The autoencoder shares the same defaults as in `physae.py`. We pass the YAML-derived transitions and optional polynomial frequency coefficients directly into the constructor.

In [None]:
from models.autoencoder import PhysicallyInformedAE

model = PhysicallyInformedAE(
    poly_freq_CH4=poly_freq.get('CH4'),
    transitions_dict=transitions,
    **config.model_kwargs(),
)

print('Predicting parameters:', model.predict_params)
print('Base learning rate:', model.base_lr)

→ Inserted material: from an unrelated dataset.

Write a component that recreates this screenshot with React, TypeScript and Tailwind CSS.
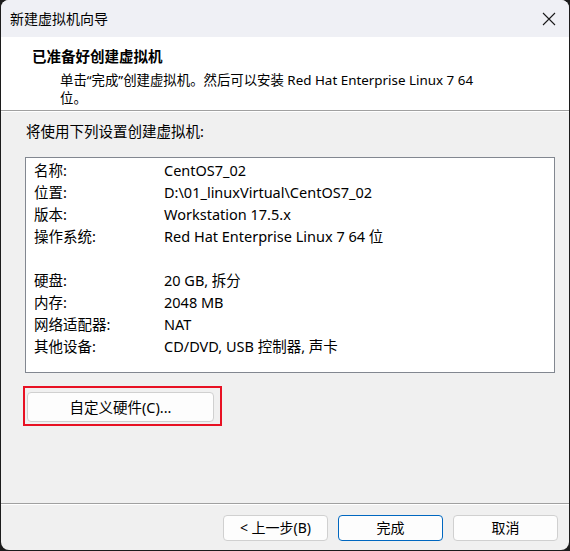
import React from 'react';

const font = "font-['Segoe_UI','Noto_Sans','Noto_Sans_CJK_SC',sans-serif]";

const rows: [string, string][] = [
  ['名称:', 'CentOS7_02'],
  ['位置:', 'D:\\01_linuxVirtual\\CentOS7_02'],
  ['版本:', 'Workstation 17.5.x'],
  ['操作系统:', 'Red Hat Enterprise Linux 7 64 位'],
  ['', ''],
  ['硬盘:', '20 GB, 拆分'],
  ['内存:', '2048 MB'],
  ['网络适配器:', 'NAT'],
  ['其他设备:', 'CD/DVD, USB 控制器, 声卡'],
];

function DialogButton({ label, primary }: { label: string; primary?: boolean }) {
  return (
    <button
      className={
        'h-[26px] w-[105px] rounded-[4px] bg-[#fdfdfd] text-[14px] leading-none text-black ' +
        (primary ? 'border border-[#0067c0]' : 'border border-[#d0d0d0]')
      }
    >
      {label}
    </button>
  );
}

export default function App() {
  return (
    <div className={`h-[551px] w-[570px] bg-[#1c1c1c] px-px pb-px ${font}`}>
      <div className="flex h-full flex-col overflow-hidden rounded-[8px] bg-[#f0f0f0] text-black">
        {/* title bar */}
        <div className="flex h-[37px] items-center justify-between bg-[#eff0f5] pl-[9px] pr-[13px]">
          <span className="text-[14px]">新建虚拟机向导</span>
          <svg width="14" height="14" viewBox="0 0 14 14" className="text-[#1a1a1a]">
            <path d="M1 1 L13 13 M13 1 L1 13" stroke="currentColor" strokeWidth="1.1" />
          </svg>
        </div>

        {/* header */}
        <div className="h-[73px] bg-white pl-[31px] pt-[9px]">
          <div className="text-[14.5px] font-bold leading-[20px]">已准备好创建虚拟机</div>
          <div className="mt-[5px] pl-[28px] text-[13.4px] leading-[18px]">
            <div>单击“完成”创建虚拟机。然后可以安装 Red Hat Enterprise Linux 7 64</div>
            <div>位。</div>
          </div>
        </div>
        <div className="h-px bg-[#a0a0a0]" />
        <div className="h-px bg-white" />

        {/* body */}
        <div className="pl-[25px] pt-[9px] text-[14.5px] leading-[20px]">将使用下列设置创建虚拟机:</div>

        <div className="ml-[24px] mt-[16px] h-[216px] w-[530px] border border-[#828790] bg-white pl-[8px] pt-[2px]">
          {rows.map(([k, v], i) => (
            <div key={i} className="flex h-[22px] items-center text-[14.5px]">
              <span className="w-[130px] shrink-0">{k}</span>
              <span>{v}</span>
            </div>
          ))}
        </div>

        <div className="ml-[22px] mt-[13px] h-[40px] w-[199px] border-2 border-[#e81123] pl-[2px] pt-[4px]">
          <button className="h-[30px] w-[187px] rounded-[4px] border border-[#d0d0d0] bg-[#fdfdfd] text-[14.5px] leading-none">
            自定义硬件(C)...
          </button>
        </div>

        <div className="flex-1" />

        {/* footer */}
        <div className="h-px bg-[#a0a0a0]" />
        <div className="h-px bg-white" />
        <div className="flex h-[45px] justify-end gap-[10px] pr-[11px] pt-[10px]">
          <DialogButton label="< 上一步(B)" />
          <DialogButton label="完成" primary />
          <DialogButton label="取消" />
        </div>
      </div>
    </div>
  );
}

## 5. Launch a short Stage A run

We reuse the high-level helper from `training.stages` so the freezing/unfreezing logic matches the original training script. For interactive exploration, a single epoch with a reduced number of batches keeps runtime under a minute on CPU.

In [None]:
from training.stages import train_stage_A
from training.callbacks.loss_curves import LossCurvePlotCallback

callbacks = [LossCurvePlotCallback()]

train_stage_A(
    model,
    train_loader,
    val_loader,
    epochs=1,
    enable_progress_bar=True,
    callbacks=callbacks,
    limit_train_batches=2,
    limit_val_batches=2,
    accelerator='cpu',
    devices=1,
)

## 6. Next steps

- Increase `epochs`, remove the `limit_*_batches` caps, and point `Trainer` to your GPU(s) for a full training run.
- Swap `train_stage_A` for `train_stage_B1`, `train_stage_B2`, or `train_refiner_idx` to continue the staged fine-tuning.
- Provide your own YAML files and re-run the notebook; the same code path will load them without changes.